По своему политическому устройству Франция мало чем отличалась от остальных стран континентальной Европы, но в экономическом и социальном отношении превосходила их. Это превосходство выражалось и в более высоком национальном доходе, и в более справедливом его распределении, в лучшей организации судебной системы и в большей сохранности общественного порядка. К тому же население Франции не столь жестоко притеснялось правительством. Ее крестьянство, которое могло показаться бедным англичанину, было много богаче крестьян Германии или Испании. А средний класс был самым удачливым в делах и самым образованным в Европе. При Людовике XV практически была достигнута свобода мнений. Это привело к мощному расцвету целой плеяды литераторов, посвятивших себя популяризации идей социальной и политической справедливости и делавших это с изумительным блеском и энергией. Надо сказать, что идеи эти они восприняли от английских писателей, а если говорить о Вольтере и Монтескье, -- почерпнули их из личного знакомства с жизнью Англии.
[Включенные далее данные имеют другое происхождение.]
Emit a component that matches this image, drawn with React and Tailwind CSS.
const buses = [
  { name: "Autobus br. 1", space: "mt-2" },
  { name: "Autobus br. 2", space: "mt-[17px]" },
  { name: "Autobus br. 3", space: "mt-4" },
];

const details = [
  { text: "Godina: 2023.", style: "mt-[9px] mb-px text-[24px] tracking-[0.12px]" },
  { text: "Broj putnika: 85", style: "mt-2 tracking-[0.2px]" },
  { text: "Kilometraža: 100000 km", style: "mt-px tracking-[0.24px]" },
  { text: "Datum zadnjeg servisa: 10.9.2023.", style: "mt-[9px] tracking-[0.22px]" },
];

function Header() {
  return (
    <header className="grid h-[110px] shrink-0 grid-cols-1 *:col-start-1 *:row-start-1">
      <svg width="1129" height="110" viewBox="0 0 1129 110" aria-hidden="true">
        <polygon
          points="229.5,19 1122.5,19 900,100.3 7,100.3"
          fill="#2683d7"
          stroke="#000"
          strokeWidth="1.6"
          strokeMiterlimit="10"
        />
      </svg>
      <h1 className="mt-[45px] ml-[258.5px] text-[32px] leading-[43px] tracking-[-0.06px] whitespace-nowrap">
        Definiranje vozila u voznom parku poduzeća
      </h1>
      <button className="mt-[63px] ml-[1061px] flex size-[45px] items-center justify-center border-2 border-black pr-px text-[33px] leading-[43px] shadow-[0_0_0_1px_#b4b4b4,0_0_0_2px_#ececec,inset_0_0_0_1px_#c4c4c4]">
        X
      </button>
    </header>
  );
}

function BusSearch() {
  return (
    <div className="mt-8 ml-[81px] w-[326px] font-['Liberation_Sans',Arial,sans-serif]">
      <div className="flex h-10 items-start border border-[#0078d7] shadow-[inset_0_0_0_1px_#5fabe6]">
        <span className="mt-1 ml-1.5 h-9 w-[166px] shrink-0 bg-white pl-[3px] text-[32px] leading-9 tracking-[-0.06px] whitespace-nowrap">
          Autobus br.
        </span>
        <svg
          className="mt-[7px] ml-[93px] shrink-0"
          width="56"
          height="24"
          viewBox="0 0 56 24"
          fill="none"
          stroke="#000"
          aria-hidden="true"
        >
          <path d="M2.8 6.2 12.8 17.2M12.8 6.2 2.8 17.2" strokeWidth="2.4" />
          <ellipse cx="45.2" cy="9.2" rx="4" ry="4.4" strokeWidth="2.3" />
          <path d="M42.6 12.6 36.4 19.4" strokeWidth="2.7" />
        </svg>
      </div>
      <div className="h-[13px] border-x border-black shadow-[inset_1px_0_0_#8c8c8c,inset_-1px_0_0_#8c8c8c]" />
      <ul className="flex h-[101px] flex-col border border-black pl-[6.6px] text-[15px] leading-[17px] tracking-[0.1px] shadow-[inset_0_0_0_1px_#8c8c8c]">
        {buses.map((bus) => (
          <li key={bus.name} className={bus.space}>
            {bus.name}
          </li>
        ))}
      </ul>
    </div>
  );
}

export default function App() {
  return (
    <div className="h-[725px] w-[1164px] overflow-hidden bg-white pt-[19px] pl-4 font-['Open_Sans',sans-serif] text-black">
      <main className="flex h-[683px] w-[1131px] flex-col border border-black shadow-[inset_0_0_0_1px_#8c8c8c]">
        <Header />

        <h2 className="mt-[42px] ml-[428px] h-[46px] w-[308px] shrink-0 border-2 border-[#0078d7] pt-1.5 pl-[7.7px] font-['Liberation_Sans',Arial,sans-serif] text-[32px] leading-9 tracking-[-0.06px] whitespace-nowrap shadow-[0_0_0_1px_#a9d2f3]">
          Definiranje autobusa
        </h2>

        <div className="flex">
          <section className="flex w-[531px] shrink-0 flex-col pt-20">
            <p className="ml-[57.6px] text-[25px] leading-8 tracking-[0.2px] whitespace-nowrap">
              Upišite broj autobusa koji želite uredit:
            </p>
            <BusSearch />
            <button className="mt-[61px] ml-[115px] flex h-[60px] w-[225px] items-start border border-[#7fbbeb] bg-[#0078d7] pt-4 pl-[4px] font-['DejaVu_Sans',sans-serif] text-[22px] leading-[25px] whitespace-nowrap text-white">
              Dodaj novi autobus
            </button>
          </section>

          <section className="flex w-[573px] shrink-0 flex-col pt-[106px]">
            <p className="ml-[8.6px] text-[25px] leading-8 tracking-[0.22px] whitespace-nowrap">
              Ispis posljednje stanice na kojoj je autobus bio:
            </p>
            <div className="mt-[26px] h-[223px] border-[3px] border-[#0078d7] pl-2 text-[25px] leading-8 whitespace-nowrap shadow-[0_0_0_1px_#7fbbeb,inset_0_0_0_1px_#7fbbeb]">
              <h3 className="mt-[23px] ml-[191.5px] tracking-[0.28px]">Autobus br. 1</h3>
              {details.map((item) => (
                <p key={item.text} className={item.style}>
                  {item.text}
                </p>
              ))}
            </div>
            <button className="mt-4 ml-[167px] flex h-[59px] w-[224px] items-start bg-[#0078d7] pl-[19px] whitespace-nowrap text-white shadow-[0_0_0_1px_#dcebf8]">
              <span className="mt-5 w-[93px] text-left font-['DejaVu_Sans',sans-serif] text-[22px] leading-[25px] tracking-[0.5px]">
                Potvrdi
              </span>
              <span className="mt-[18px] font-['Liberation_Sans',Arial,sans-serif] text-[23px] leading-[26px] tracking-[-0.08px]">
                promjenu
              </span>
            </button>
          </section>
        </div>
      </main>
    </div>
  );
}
Этические концепции времени (гуманизм, чувство человеческого братства, ненависть к угнетению, сострадание к падшим и бедным, стремление к более высокому и достойному образу жизни) -- были выражены многими авторами, прежде всего Руссо, с таким жаром и красноречием, что глубоко затронули народные сердца. Но эти прекрасные идеи пришли в грубое столкновение с реальной действительностью и оказались скованы существующими социальными формами. Философ осуждал тиранию духовенства; крестьянин роптал на право помещика судить его и заставлять нести феодальную повинность; купечество было раздражено торговыми ограничениями и тяжелыми налогами; мелкопоместные дворяне протестовали против исключения их из общественной жизни и отстранения от управления государством.
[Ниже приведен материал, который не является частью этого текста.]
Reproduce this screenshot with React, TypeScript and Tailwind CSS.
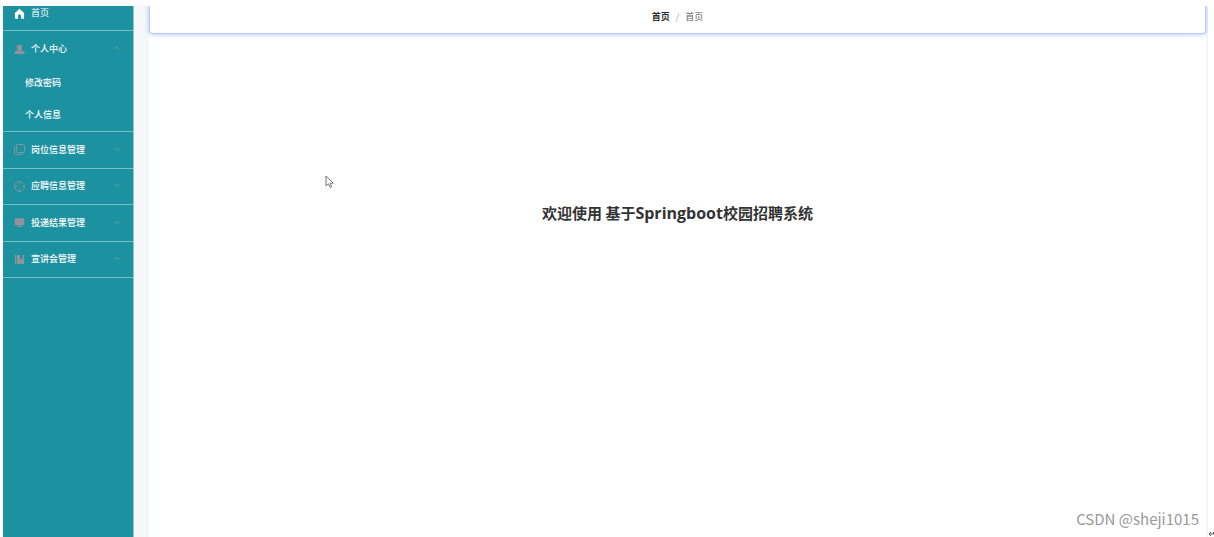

Их бессилие изменить что-либо у себя дома обратило эту новую энергию в поддержку борьбы против тирании за рубежом. Общественное мнение побудило Францию поддержать Америку в ее борьбе за свободу; французские добровольцы во главе с маркизом де Лафайетом сражались в армии Вашингтона. Но, хотя Американская война способствовала широкому распространению идеи свободы в народе, она же поставила французское правительство в весьма затруднительное финансовое положение, из которого оно могло выбраться только при широкой народной поддержке. И вот Людовик XVI решил созвать Генеральные Штаты, которые не собирались со времени Ришелье, и обратиться к знати с призывом отказаться от льгот, освобождающих ее представителей от налогов. Этим решением были внезапно открыты шлюзы для стремлений и замыслов, уже давно бурливших в народе, и едва в мае 1789 года Генеральные Штаты собрались в Версале, сразу же система деспотизма и привилегий начала рушиться. Восстание в Париже, закончившееся разрушением Бастилии, было воспринято как знак наступления новой эры -- эры конституционной свободы не только во Франции, но и во всей Европе. Даже в Англии люди были охвачены странной радостью при этом известии. "Да это же величайшее событие за всю мировую историю! -- вскричал Фокс в порыве энтузиазма, -- и притом лучшее!".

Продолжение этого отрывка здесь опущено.